Alkaline shampoos disturb and disrupt the acid mantle, causing the tiny scales of the cuticle to open and the hair shaft to swell. Using a pH-balanced shampoo is particularly important if your hair is fragile, permed or colored. If your hair is strong and in good condition, then it does not really matter what kind of shampoo you use on it, provided you put a cream rinse or a homemade vinegar-and-water or lemon-and-water rinse on it afterwards. Since conditioners and rinses such as these are acidic, they will close up the imbrications opened by the shampoo, shrink the hair shaft back to its normal size and leave it looking shiny.

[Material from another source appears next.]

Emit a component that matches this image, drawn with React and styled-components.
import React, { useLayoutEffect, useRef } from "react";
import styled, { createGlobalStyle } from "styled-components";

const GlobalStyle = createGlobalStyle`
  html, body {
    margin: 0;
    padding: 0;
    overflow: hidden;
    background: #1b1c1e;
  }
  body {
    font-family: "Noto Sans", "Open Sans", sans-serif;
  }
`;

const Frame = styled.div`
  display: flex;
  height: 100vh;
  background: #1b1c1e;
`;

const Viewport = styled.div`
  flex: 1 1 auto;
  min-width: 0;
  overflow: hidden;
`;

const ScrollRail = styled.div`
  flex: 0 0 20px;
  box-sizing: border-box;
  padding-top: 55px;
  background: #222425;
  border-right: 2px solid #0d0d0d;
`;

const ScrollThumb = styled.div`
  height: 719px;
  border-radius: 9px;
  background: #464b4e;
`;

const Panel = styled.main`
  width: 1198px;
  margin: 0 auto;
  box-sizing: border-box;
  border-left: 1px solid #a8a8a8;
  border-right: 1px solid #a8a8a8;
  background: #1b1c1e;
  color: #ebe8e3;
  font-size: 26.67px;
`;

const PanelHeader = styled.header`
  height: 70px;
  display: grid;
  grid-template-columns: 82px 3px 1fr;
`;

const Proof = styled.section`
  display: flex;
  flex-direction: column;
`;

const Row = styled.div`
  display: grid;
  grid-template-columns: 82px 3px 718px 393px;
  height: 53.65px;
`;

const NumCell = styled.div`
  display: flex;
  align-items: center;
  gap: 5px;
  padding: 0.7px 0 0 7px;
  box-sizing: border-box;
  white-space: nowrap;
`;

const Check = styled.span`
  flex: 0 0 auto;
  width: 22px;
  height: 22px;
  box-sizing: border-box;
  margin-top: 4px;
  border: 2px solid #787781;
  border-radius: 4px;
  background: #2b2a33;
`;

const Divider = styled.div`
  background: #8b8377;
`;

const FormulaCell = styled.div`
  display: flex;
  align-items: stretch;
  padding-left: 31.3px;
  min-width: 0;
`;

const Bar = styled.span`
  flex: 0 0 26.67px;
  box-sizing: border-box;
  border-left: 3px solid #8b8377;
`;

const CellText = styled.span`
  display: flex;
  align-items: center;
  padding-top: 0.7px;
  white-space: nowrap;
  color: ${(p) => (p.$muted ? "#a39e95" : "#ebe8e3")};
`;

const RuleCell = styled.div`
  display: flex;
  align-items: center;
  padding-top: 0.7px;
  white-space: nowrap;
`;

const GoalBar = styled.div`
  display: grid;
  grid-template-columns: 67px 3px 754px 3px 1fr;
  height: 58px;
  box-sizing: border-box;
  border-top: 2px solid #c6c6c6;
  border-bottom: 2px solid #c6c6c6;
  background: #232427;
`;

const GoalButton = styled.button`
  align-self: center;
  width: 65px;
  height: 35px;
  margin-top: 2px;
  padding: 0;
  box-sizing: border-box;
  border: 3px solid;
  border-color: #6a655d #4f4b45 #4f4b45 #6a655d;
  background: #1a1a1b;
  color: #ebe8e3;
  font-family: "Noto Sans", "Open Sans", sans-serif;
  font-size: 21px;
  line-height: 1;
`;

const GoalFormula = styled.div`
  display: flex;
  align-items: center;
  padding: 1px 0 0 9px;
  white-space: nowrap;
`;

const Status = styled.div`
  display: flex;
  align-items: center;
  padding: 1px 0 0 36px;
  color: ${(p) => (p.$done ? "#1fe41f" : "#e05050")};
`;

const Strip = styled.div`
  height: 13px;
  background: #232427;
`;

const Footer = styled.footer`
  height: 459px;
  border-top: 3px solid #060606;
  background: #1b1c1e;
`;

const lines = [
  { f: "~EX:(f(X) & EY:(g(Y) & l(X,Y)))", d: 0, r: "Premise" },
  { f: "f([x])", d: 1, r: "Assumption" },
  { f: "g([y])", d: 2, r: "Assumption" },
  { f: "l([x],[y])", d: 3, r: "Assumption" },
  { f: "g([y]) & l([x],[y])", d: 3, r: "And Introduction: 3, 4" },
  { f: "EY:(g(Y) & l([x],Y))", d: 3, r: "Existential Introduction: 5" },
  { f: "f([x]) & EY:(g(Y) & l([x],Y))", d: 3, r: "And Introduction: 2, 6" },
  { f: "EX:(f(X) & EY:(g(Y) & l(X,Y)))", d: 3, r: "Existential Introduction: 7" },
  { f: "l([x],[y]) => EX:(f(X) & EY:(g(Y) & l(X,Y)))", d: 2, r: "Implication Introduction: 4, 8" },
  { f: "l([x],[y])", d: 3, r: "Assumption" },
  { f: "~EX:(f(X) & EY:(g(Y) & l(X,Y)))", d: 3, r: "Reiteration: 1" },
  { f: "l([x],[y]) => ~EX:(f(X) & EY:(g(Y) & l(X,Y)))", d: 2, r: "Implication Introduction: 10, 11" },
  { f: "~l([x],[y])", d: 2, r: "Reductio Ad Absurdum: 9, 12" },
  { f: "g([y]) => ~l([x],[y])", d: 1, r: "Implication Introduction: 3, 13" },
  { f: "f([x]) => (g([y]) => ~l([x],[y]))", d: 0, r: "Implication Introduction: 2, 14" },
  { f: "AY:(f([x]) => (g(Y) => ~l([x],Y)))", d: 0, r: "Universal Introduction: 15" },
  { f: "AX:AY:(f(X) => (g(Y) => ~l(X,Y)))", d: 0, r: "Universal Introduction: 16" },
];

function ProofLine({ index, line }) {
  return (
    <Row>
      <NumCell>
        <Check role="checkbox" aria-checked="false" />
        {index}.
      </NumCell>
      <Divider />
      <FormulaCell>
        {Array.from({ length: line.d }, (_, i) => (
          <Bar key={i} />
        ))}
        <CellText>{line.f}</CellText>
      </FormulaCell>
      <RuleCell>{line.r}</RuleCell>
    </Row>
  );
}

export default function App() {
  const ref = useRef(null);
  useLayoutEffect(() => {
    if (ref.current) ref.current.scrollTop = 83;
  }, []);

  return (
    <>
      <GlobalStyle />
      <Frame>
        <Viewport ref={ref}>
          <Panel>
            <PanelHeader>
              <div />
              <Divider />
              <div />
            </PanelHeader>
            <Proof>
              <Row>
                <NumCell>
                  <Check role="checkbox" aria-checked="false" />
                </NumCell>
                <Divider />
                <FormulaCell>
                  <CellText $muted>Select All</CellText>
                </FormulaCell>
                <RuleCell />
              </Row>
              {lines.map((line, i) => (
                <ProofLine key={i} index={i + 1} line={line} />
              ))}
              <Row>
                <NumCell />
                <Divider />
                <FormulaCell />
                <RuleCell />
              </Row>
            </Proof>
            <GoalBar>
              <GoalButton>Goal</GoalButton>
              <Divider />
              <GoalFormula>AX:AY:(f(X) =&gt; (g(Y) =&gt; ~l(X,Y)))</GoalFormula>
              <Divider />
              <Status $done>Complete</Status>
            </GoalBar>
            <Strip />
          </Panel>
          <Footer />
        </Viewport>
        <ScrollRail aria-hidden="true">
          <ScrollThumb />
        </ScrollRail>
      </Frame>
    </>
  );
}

what kind of shampoo for you?
Lemon: These shampoos are especially good for oily hair, because they help remove the oil without leaving the hair lackluster and lank.
Balsam: This is a good ingredient to choose if your hair is very fine or lacks body. Balsam is a resinous substance from the bark of certain trees. In a shampoo it coats the hair shafts, lending them thickness and strength.

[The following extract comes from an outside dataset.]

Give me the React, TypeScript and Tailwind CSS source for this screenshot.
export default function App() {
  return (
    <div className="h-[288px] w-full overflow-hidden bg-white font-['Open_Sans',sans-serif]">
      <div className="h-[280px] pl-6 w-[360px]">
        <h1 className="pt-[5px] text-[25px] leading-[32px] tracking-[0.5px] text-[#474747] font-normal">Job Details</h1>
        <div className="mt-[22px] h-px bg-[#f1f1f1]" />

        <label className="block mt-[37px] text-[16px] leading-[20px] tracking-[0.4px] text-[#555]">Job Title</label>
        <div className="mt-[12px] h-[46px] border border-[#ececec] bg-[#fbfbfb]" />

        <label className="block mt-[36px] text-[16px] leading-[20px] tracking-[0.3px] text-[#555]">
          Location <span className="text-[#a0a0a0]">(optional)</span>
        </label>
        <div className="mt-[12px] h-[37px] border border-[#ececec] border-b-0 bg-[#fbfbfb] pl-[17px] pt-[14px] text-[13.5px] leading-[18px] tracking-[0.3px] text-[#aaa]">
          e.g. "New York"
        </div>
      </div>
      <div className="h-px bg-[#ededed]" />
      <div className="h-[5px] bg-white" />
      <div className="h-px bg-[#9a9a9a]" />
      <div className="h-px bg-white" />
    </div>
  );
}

Chamomile: This is an excellent ingredient for blonde or light brown hair, since this flower has mild bleaching properties. If you use a chamomile shampoo regularly it helps keep light hair bright and shiny.
Herbs: "Herbs" added to a shampoo doesn't mean a great deal, for many herb formulas (unlike chamomile) have no real action on the hair and are created only to appeal to women's back-to-nature feelings. Some, however, such as white nettle, can be useful for dandruff.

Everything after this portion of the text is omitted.